According to the e-mail, the Committee will be meeting with Washington University in St. Louis’ Rabbi Avi Orlow, and Rabbi David Sandmel of Chicago’s K.A.M. Isaiah Israel Congregation and the Catholic Theological Union.

“The success of Jewish life on campus is predicated upon having leadership that can articulate the mission to all of its stakeholders. The challenge is to authentically frame it in terms of an ever-changing student body,” wrote Orlow in his statement to the university. “Here at St. Louis Hillel, I have been able to advance an already impressive program in an effort to prepare our students better for life after college. For our students, that could mean anything from hosting their first Seder to participating in a yearlong experiment at pluralistic Social Justice Jewish community.”
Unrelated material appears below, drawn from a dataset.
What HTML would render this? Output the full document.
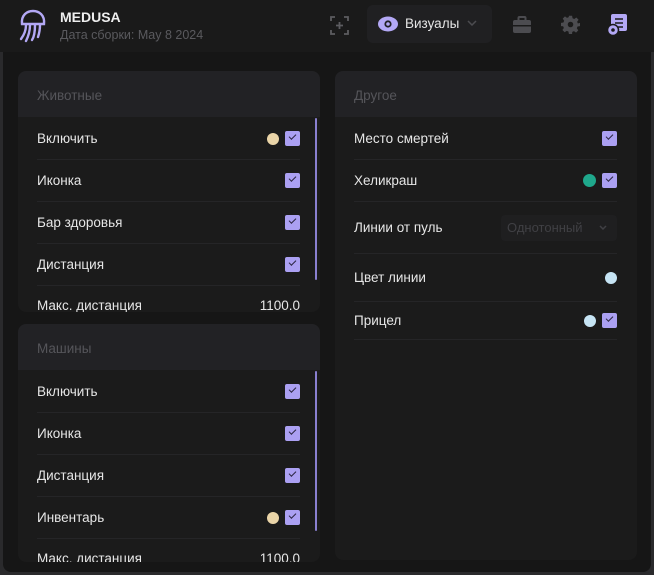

Orlow added that he had worked on several interfaith panels, as well as Washington University’s LGBT task force. “Some of the most important work has been empowering our students to see the university as a laboratory where they can realize their role in recreating the world.”

Sandmel, meanwhile, discussed his experience as an editor for several Jewish publications, including “Dabru Emet: A Jewish Statement on Christians and Christianity,” “Christianity in Jewish Terms,” and “Irreconcilable Differences? A Learning Resource for Jews and Christians.”

“Rabbi Sandmel is also involved in Jewish-Muslim dialogue and in the tri-lateral dialogue between Jews, Christians, and Muslims,” his statement added. “He is a member of Rabbis and Imams for Peace and attended the Second International Congress of Rabbis and Imams for Peace in Seville, Spain in 2005. He team teaches a course at CTU with a Roman Catholic and an Imam on the Abrahamic faiths.”

The Committee, having only met with one of the two candidates, declined to comment, citing that they might be biased until meeting both rabbis.

Several students, meanwhile, were uncertain about the rabbis’ backgrounds, but felt optimistic about the hiring. Michael Stark ’10 said he wanted “a rabbi who was really knowledgeable about the Torah, and really understanding of students.”

Rebecca Shapiro ’10, agreed, saying, “it’s not just about Reform or Conservative or Orthodox Judaism, but all the different environments and backgrounds of Judaism that people come from.”

“I want to have a rabbi that is really connected with students, whose love of Judaism inspires other Jews who aren’t necessarily affiliated with any one denomination,” said Heddy Benatar ’11. “Judaism is so cool, and that doesn’t always come across with some rabbis.”